As long as there are men out there raping, and women lying about being raped for revenge, extortion, unwanted pregnancies, infidelity and the sake of their reputations, there is a topic that is ripe for poignant, thought-provoking, and, I dare say, funny rape jokes.
There’s one thing clear in all of this to me - we’re never all going to agree on this. Everyone is entitled to an opinion, but it really upsets me to see so much of the dialogue going on about this revolving around sticking points that aren’t even valid in the discussion. Instead of ganging up on a comedian who threw a joke out off the top of his head and got a mixed reaction from it, how about you focus your anger on actual rapists. I hate it when people like Tosh are made to be the bad guy in situations like this.

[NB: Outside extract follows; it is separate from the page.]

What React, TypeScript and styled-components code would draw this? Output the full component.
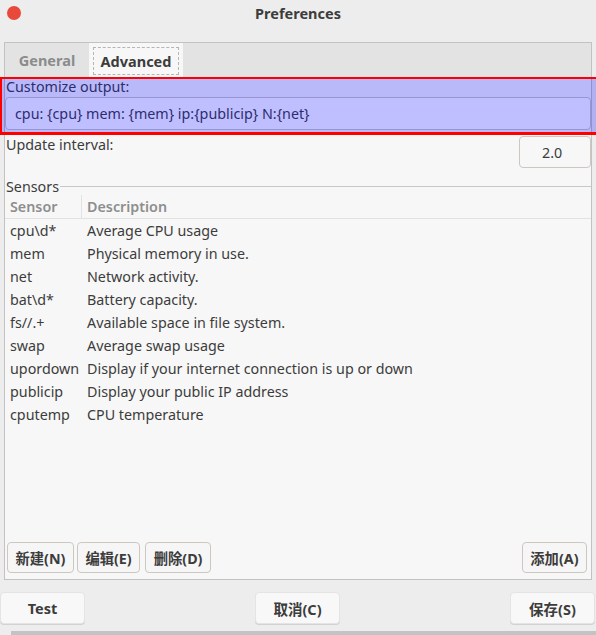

Jumping on to this “get Tosh” bandwagon just to feel a part of a bigger cause is hurtful to all of comedy. None of this deserves this much attention. We’ve become an uptight country of needy people who love to be on the winning side of a fight and feel like they belong. A week ago most of these people never cared about standup, Tosh, or rape. And now they’re calling for his job. It’s ludicrous. The comedians I know who are beating him up should really take a look at what they do, and decide if this is the type of criticism we want to open the door of our art to?
Comedy is about preferences and individual tastes. Daniel Tosh is edgy and mean. That’s his style. He puts on a show that you might find tough to chew even if you consider yourself a big fan of edgy comedy. So why the fuck would you want to read about what an uptight person thinks about his comedy and think you’re getting a fair review?
This is a steakhouse, and you’re a vegetarian. So get the fuck out.